The wait list holds twelve names worth watching for a better entry or a first dividend, and the remaining seventy-six are a skip. The discipline that produced this list is the one to keep: a cheap price and a big yield mean nothing on their own, and the deciding test every time is whether free cash flow covers the dividend. Six payers here fail that test despite tempting yields, and avoiding them matters more to a real return than picking the single highest yielder. Buy the ten, watch the twelve, and forget the rest.
Data Sources and Methodology
We screened all Bursa Malaysia stocks priced below RM1, a snapshot of 100 listings. Two non-stock rows (an unlisted fund and a malformed record) were quarantined, leaving 98 clean names.
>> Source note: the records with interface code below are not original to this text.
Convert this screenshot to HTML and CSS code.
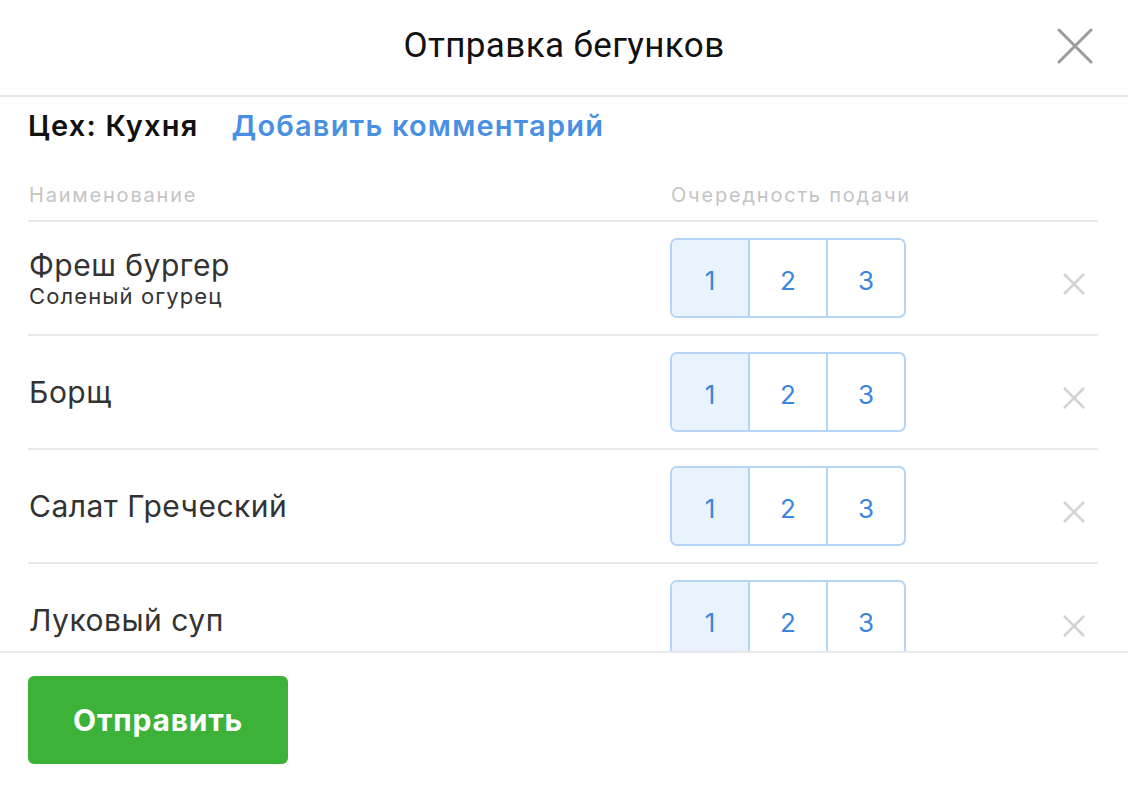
FILE: index.html
```html
<!DOCTYPE html>
<html lang="ru">
<head>
<meta charset="utf-8">
<title>Отправка бегунков</title>
<link rel="stylesheet" href="styles.css">
</head>
<body>
<div class="modal">
  <header class="header">
    <h1 class="title">Отправка бегунков</h1>
    <button class="close" aria-label="Закрыть">
      <svg width="36" height="36" viewBox="0 0 36 36"><path d="M2 2 L34 34 M34 2 L2 34" stroke="#9b9b9b" stroke-width="3" stroke-linecap="round" fill="none"/></svg>
    </button>
  </header>
  <div class="content">
    <div class="workshop">
      <span class="ws-name">Цех: Кухня</span>
      <a class="add-comment" href="#">Добавить комментарий</a>
    </div>
    <div class="table-head">
      <span>Наименование</span>
      <span>Очередность подачи</span>
      <span></span>
    </div>
    <div class="rows">
      <div class="row">
        <div class="name"><div class="dish">Фреш бургер</div><div class="mod">Соленый огурец</div></div>
        <div class="seg"><span class="cell active">1</span><span class="cell">2</span><span class="cell">3</span></div>
        <button class="remove" aria-label="Удалить"><svg width="24" height="24" viewBox="0 0 24 24"><path d="M2 2 L22 22 M22 2 L2 22" stroke="#d3d3d3" stroke-width="2.6" fill="none"/></svg></button>
      </div>
      <div class="row">
        <div class="name"><div class="dish">Борщ</div></div>
        <div class="seg"><span class="cell active">1</span><span class="cell">2</span><span class="cell">3</span></div>
        <button class="remove" aria-label="Удалить"><svg width="24" height="24" viewBox="0 0 24 24"><path d="M2 2 L22 22 M22 2 L2 22" stroke="#d3d3d3" stroke-width="2.6" fill="none"/></svg></button>
      </div>
      <div class="row">
        <div class="name"><div class="dish">Салат Греческий</div></div>
        <div class="seg"><span class="cell active">1</span><span class="cell">2</span><span class="cell">3</span></div>
        <button class="remove" aria-label="Удалить"><svg width="24" height="24" viewBox="0 0 24 24"><path d="M2 2 L22 22 M22 2 L2 22" stroke="#d3d3d3" stroke-width="2.6" fill="none"/></svg></button>
      </div>
      <div class="row">
        <div class="name"><div class="dish">Луковый суп</div></div>
        <div class="seg"><span class="cell active">1</span><span class="cell">2</span><span class="cell">3</span></div>
        <button class="remove" aria-label="Удалить"><svg width="24" height="24" viewBox="0 0 24 24"><path d="M2 2 L22 22 M22 2 L2 22" stroke="#d3d3d3" stroke-width="2.6" fill="none"/></svg></button>
      </div>
    </div>
  </div>
  <footer class="footer">
    <button class="submit">Отправить</button>
  </footer>
</div>
</body>
</html>
```
FILE: styles.css
```css
* { box-sizing: border-box; }
html, body { margin: 0; padding: 0; background: #fff; }
body {
  font-family: Inter, "Noto Sans", sans-serif;
  color: #333;
}
.modal {
  width: 1128px;
  height: 790px;
  display: flex;
  flex-direction: column;
  overflow: hidden;
}
.header {
  height: 97px;
  flex: none;
  border-bottom: 2px solid #e8e8e8;
  display: flex;
  align-items: center;
  justify-content: center;
  position: relative;
}
.title {
  margin: 0 0 4px;
  font-family: Roboto, sans-serif;
  font-weight: 400;
  font-size: 35px;
  color: #111;
  letter-spacing: 0.4px;
}
.close {
  position: absolute;
  right: 35px;
  top: 28px;
  width: 36px;
  height: 36px;
  padding: 0;
  border: 0;
  background: none;
  display: flex;
}
.content {
  flex: 1;
  overflow: hidden;
  padding: 0 30px 0 28px;
}
.workshop {
  padding-top: 12px;
  line-height: 34px;
  display: flex;
  gap: 33px;
  font-size: 29px;
  font-weight: 600;
  letter-spacing: 1.2px;
}
.ws-name { color: #111; }
.add-comment { color: #4a90e2; text-decoration: none; }
.table-head {
  display: grid;
  grid-template-columns: 1fr 236px 192px;
  padding: 40px 0 13px;
  line-height: 24px;
  font-size: 20px;
  letter-spacing: 1.8px;
  color: #c4c4c4;
  border-bottom: 2px solid #e8e8e8;
}
.table-head span:first-child { padding-left: 1px; }
.table-head span:nth-child(2) { padding-left: 1px; white-space: nowrap; }
.row {
  display: grid;
  grid-template-columns: 1fr 236px 192px;
  align-items: center;
  padding: 16px 0;
  border-bottom: 2px solid #e8e8e8;
}
.name { padding-left: 1px; }
.dish { font-size: 30px; line-height: 36px; letter-spacing: 0.5px; color: #333; }
.mod { font-size: 22px; line-height: 26px; letter-spacing: 1.1px; color: #333; }
.seg {
  height: 80px;
  display: flex;
  border: 2px solid #b4d5f8;
  border-radius: 7px;
  overflow: hidden;
}
.cell {
  flex: 1;
  display: flex;
  align-items: center;
  justify-content: center;
  padding-top: 5px;
  font-size: 26px;
  color: #3a86de;
}
.cell + .cell { border-left: 2px solid #b4d5f8; }
.cell.active { background: #e8f3fd; }
.remove {
  justify-self: end;
  margin: 11px 12px 0 0;
  width: 24px;
  height: 24px;
  padding: 0;
  border: 0;
  background: none;
  display: flex;
}
.footer {
  height: 139px;
  flex: none;
  border-top: 2px solid #e8e8e8;
  padding: 23px 28px;
}
.submit {
  width: 260px;
  height: 88px;
  border: 0;
  border-radius: 6px;
  background: #3db239;
  color: #fff;
  font-family: Inter, sans-serif;
  font-weight: 700;
  font-size: 30px;
  letter-spacing: 0.8px;
}
```
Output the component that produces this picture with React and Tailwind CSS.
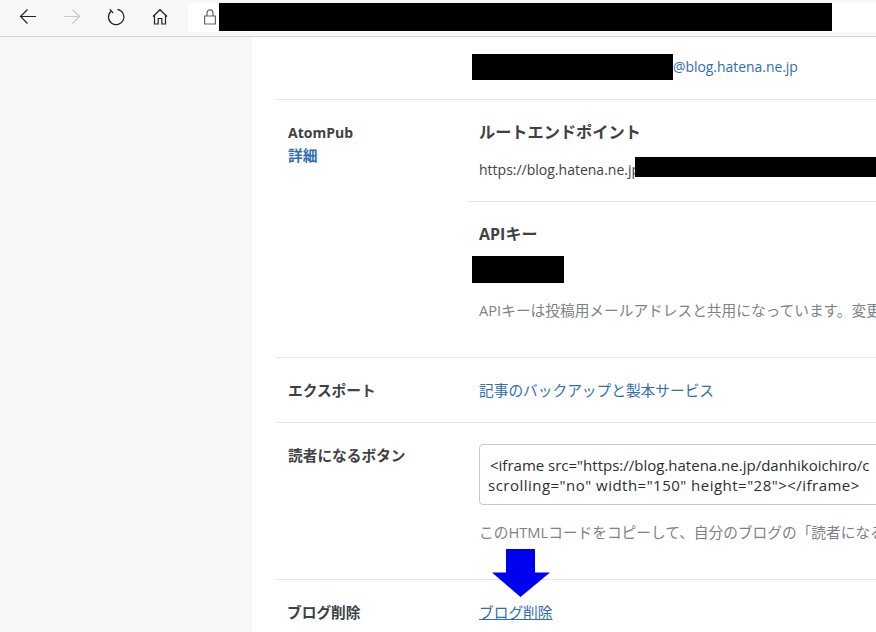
import React from "react";

const font = { fontFamily: '"Open Sans", "Noto Sans CJK JP", sans-serif' };

function Toolbar() {
  return (
    <div className="h-[37px] shrink-0 flex items-start bg-[#f7f7f7] border-b border-[#d2d2d2]">
      <div className="w-[188px] h-[36px] shrink-0">
        <svg width="188" height="36" viewBox="0 0 188 36" fill="none" strokeWidth="1.2">
          <path d="M20.5 16.5H36M27.5 9.5l-7 7 7 7" stroke="#222" />
          <path d="M64 16.5h15.5M72.5 9.5l7 7-7 7" stroke="#c8c8c8" />
          <path d="M117.5 9.4a7.7 7.7 0 1 1-6.4 1.8M109.8 9.2l3.4 4" stroke="#222" />
          <path d="M153 16.5l7-6.8 7 6.8M154.5 15.5v8.5h3.7v-5.5h3.6v5.5h3.7v-8.5" stroke="#222" />
        </svg>
      </div>
      <div className="flex-1 h-[29px] mt-[3px] bg-white rounded-l-[4px] flex items-start pl-[16px]">
        <svg width="12" height="16" viewBox="0 0 12 16" fill="none" stroke="#666" strokeWidth="1.2" className="shrink-0 mt-[6px]">
          <path d="M3 7V3.8a3 3 0 0 1 6 0V7M.6 7h10.8v8H.6z" />
        </svg>
        <div className="w-[613px] h-[28px] ml-[3px] bg-black shrink-0" />
      </div>
    </div>
  );
}

export default function App() {
  return (
    <div className="h-[632px] w-[876px] overflow-hidden flex flex-col bg-white relative" style={font}>
      <Toolbar />
      <div className="flex flex-1 min-h-0">
        <div className="w-[252px] shrink-0 bg-[#f6f7f9]" />
        <div className="flex-1 min-w-0 pl-[25px] overflow-hidden">
          <div className="h-[63px] border-b border-[#e3e5e8] pl-[195px] pt-[17px] flex items-start">
            <div className="w-[201px] h-[26px] bg-black shrink-0" />
            <a className="text-[13.9px] text-[#2f6db5] leading-[26px]">@blog.hatena.ne.jp</a>
          </div>

          <div className="flex border-b border-[#e3e5e8] h-[258px]">
            <div className="w-[191px] shrink-0 pl-[11px] pt-[23px]">
              <div className="text-[14px] font-bold text-[#3d4245] leading-[20px]">AtomPub</div>
              <a className="text-[14.7px] font-bold text-[#2f6db5] leading-[24px] block">詳細</a>
            </div>
            <div className="flex-1 min-w-0">
              <div className="h-[102px] border-b border-[#e3e5e8] pl-[11px] pt-[21px]">
                <div className="text-[16.2px] font-bold text-[#3d4245] leading-[22px]">ルートエンドポイント</div>
                <div className="flex items-start h-[20px] mt-[14px] text-[14px] leading-[26px] text-[#3d4245] whitespace-nowrap">
                  <span className="w-[156px] shrink-0">https://blog.hatena.ne.jp</span>
                  <div className="w-[241px] h-[20px] bg-black shrink-0" />
                </div>
              </div>
              <div className="pt-[21px]">
                <div className="pl-[11px] text-[16px] font-bold text-[#3d4245] leading-[22px]">APIキー</div>
                <div className="ml-[4px] mt-[11px] w-[92px] h-[27px] bg-black" />
                <div className="pl-[11px] mt-[16px] text-[14.7px] text-[#7d8287] leading-[22px] whitespace-nowrap">
                  APIキーは投稿用メールアドレスと共用になっています。変更
                </div>
              </div>
            </div>
          </div>

          <div className="flex items-center border-b border-[#e3e5e8] h-[65px]">
            <div className="w-[191px] shrink-0 pl-[11px] text-[14.7px] font-bold text-[#3d4245] leading-[20px]">エクスポート</div>
            <a className="pl-[11px] text-[14.7px] text-[#2f6db5] leading-[20px] -mt-[1px]">記事のバックアップと製本サービス</a>
          </div>

          <div className="flex border-b border-[#e3e5e8] h-[157px]">
            <div className="w-[191px] shrink-0 pl-[11px] pt-[22px] text-[14.7px] font-bold text-[#3d4245] leading-[20px]">
              読者になるボタン
            </div>
            <div className="flex-1 min-w-0 pl-[11px] pt-[21px]">
              <div className="w-[500px] h-[61px] border border-[#c3c8cc] rounded-[4px] pl-[8px] pt-[10px] text-[15px] text-[#2a2e31] leading-[20px] whitespace-nowrap overflow-hidden">
                <div className="pl-[2px]">{'<iframe src="https://blog.hatena.ne.jp/danhikoichiro/c'}</div>
                <div className="tracking-[0.48px]">{'scrolling="no" width="150" height="28"></iframe>'}</div>
              </div>
              <div className="mt-[16px] text-[14.7px] text-[#7d8287] leading-[22px] whitespace-nowrap">
                このHTMLコードをコピーして、自分のブログの「読者になる
              </div>
            </div>
          </div>

          <div className="flex items-center h-[66px] -mt-[1px]">
            <div className="w-[191px] shrink-0 pl-[10px] text-[14.7px] font-bold text-[#3d4245]">ブログ削除</div>
            <a className="pl-[11px] text-[14.7px] text-[#2f6db5] underline">ブログ削除</a>
          </div>
        </div>
      </div>
      <svg className="absolute left-[492px] top-[549px]" width="58" height="48" viewBox="0 0 58 48">
        <path d="M14 0h29v23.5h15L28.5 48 0 23.5h14z" fill="#0000f0" />
      </svg>
    </div>
  );
}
Each stock was scored on five dimensions, one point each: profitability (earnings per share at least 0.01 and return on equity at least 5%); financial backing (net tangible assets at least RM0.20 per share and positive free cash flow); valuation (price-to-earnings between 4 and 15, price-to-book below 1.5, price-to-sales below 2); cash flow and dividend safety (dividend yield at least 1%, free-cash-flow coverage at least 1, payout ratio at most 100%); and liquidity and size (trading volume at least 50,000 shares and market value at least RM50 million).
The deciding test is free-cash-flow coverage, the free cash flow divided by the dividend paid. A reading of 1 means cash exactly covers the dividend; below 1 means the payout is not funded by the business's own cash, which marks a value trap. The verdict logic follows from the score and this test: BUY is a score of 4 or 5 with a covered dividend, WAIT is a score of 3 or more but no covered dividend yet, and FORGET is a value trap or a score of 2 or less. Two yardstick dimensions, business moat and management quality, cannot be judged from a screener snapshot and are left out of the score; they are the recommended next step for any name on the buy list. Figures are a point-in-time snapshot and are not investment advice; always confirm against the latest filings before buying.